In the final scene, rightly praised as a tour de force of editing–shot over two days apparently, Miles is humiliated but then “overcomes” that experience to unleash a powerhouse performance in the face of that denigration.

The movie is full of suggestive action within a very formal structure. For example, Miles was raised by his father who, it’s implied, is a failed writer while being an educator which is further “lessened” to being a high school teacher. The mother has left.

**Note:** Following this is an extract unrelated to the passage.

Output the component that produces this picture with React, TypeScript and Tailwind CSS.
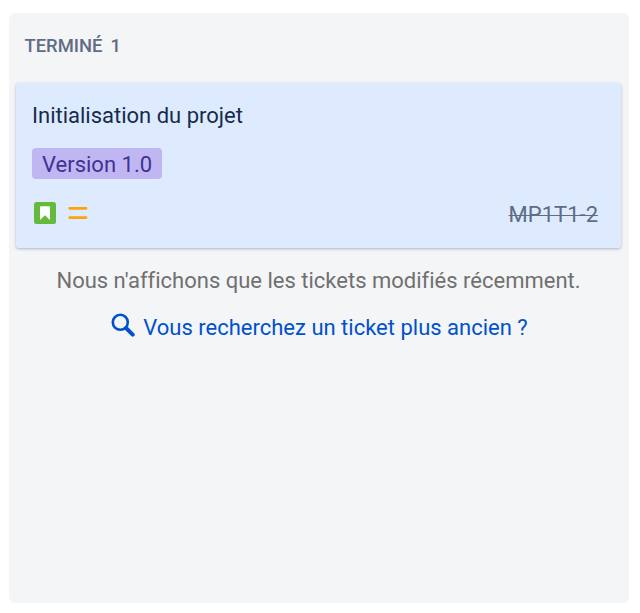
export default function App() {
  return (
    <main className="h-[613px] w-[640px] overflow-hidden bg-white pl-[9px] pt-[13px] font-['Roboto',sans-serif] [font-variant-ligatures:none]">
      <section className="h-[590px] w-[620px] rounded-md bg-[#f4f5f7] pl-[7px] pr-[8px]">
        <h2 className="flex h-[70px] gap-2 pl-[8.5px] pt-[23px] text-[18.4px] font-medium leading-5 text-[#5e6c84]">
          <span>TERMINÉ</span>
          <span>1</span>
        </h2>
        <article className="flex h-[165px] flex-col items-start rounded-[3px] bg-[#deebff] pl-4 pr-[15px] pt-[19px] shadow-[0_1px_3px_rgba(9,30,66,0.3)]">
          <h3 className="text-[22px] leading-7 text-[#172b4d]">Initialisation du projet</h3>
          <span className="mt-[18px] h-[31px] rounded bg-[#c0b6f2] px-[10px] text-[22px] leading-[33px] text-[#403294]">Version 1.0</span>
          <div className="mt-5 flex h-7 w-full items-center pl-[2px] pr-2">
            <svg className="h-[22px] w-[22px]" viewBox="0 0 22 22">
              <rect width="22" height="22" rx="2.5" fill="#63ba3c" />
              <path d="M7 4.3h8q1 0 1 1V17.9L11 13.2 6 17.9V5.3q0-1 1-1z" fill="white" />
            </svg>
            <svg className="ml-3 h-[22px] w-5" viewBox="0 0 20 22">
              <path d="M1.7 6.3h16.3M1.7 15.6h16.3" stroke="#ffa30a" strokeWidth="2.8" strokeLinecap="round" />
            </svg>
            <span className="ml-auto pt-[3px] text-[22px] leading-7 text-[#5e6c84] line-through decoration-1">MP1T1-2</span>
          </div>
        </article>
        <p className="mt-[19px] text-center text-[22px] leading-7 text-[#707070]">Nous n'affichons que les tickets modifiés récemment.</p>
        <a className="mt-[19px] flex justify-center pl-[2px] text-[22px] leading-7 text-[#0052cc]">
          <svg className="-mt-px mr-2 h-6 w-6" viewBox="0 0 24 24" fill="none" stroke="currentColor">
            <circle cx="9.3" cy="9.3" r="7.5" strokeWidth="2.6" />
            <path d="m15 15 6.7 6.7" strokeWidth="4" strokeLinecap="round" />
          </svg>
          <span>Vous recherchez un ticket plus ancien ?</span>
        </a>
      </section>
    </main>
  );
}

So, Miles’ father is a weak failure (and womanish–like a mothering teacher-babysitter–sorry, remember, I’m “reading” the movie) and Fletcher is a seething cauldron of intimidating and successful male power–physically and emotionally tyrannical–though his “world” of influence is admittedly small, the entirety of this world is small and so his influence is oversized (in fact he humiliates another instructor by invading his classroom, taking the podium, and poaching students–this is where Andrew is “chosen”).

In the final scene, the set-up, and it is a set-up by Fletcher intended to humiliate Andrew, is that Andrew has been invited to sit-in with Fletcher’s professional band in a venue where industry power players will be in attendance and who can elevate a career or end it. Both Andrew and Fletcher have fallen from grace–Andrew is thrown out of school for attacking Fletcher (rightly!) and Fletcher is fired because of a suit brought against him for emotional abuse leading to a student’s suicide and Andrew actually offers an affidavit as evidence of this abusive method. Accidentally (!) Andrew walks past a bar where Fletcher is playing piano and they end up talking and seemingly reconciling and the invitation is offered.

Andrew is assured they’ll be playing standards he rehearsed in the studio band that he knows intimately. On stage, Fletcher announces they’ll be playing a new one, an original, and Andrew is sunk. He doesn’t know it, and he doesn’t know how to fake it. And during this Fletcher walks over and gives him the Fredo kiss–I know it was you who testified against me. Andrew walks off humiliated. His father, who is in the audience, has hurried backstage and meets him at the stage door and hugs him. After a few seconds, Andrew turns and walks back to the stage, removes his jacket, sits back at his kit and begins playing “Caravan.” In essence he takes over the stage, takes over the conducting, and takes charge of Fletcher’s band, saying two different times, “I’ll cue you in” (and “fuck you” to Fletcher once). But he is not doing anything unique or original or soulful. He is performing an act of aggression–which seems like a kind of revenge, but instead is an offering to his god.

Andrew has turned away from his weak, loving, caring (failure) father, to embrace the ways of the tyrant. Play harder, play faster, play with and through pain, ON MY TEMPO…no changes, no personality…in other words, no soul, no jazz. Which is to say there is no conversation, only marching orders.

And in fact, Andrew failed at “jazz” earlier by being stymied by the unexpected. He succeeds only as told, only as molded, only as trained. This is the American Military, not a Jazz Band. This is the warrior god come calling.

Oh, and I would argue that nearly the only necessary characters/actors in this film are father, son, leader…hmmmm.

And as a movie using jazz as its backdrop (the only original American music created by Black Americans), this movie is bone-white. Another political point and/or cultural critique? I’d say so.

****

Now for a better lesson in Jazz, and in what I’m hoping will lead to a theory of democracy (or already exists as one), take a listen to this Radio Open Source podcast with Donal Fox (Donal Fox: Bach to Monk).

What it makes clear is that the “fixed” is frozen and ultimately a dead letter (see Melville’s “Bartleby the Scrivener“–a study in copying and freedom) which is ungenerative.

*I should point out that this example comes to me courtesy of John Cusack’s film Grosse Pointe Blank, where the main character is an assassin who relates to his shrink that he dreams he’s the Energizer Bunny. The brilliant Alan Arkin plays the shrink and clues him in that he’s a soulless automaton doing the wind-up work of murder for hire.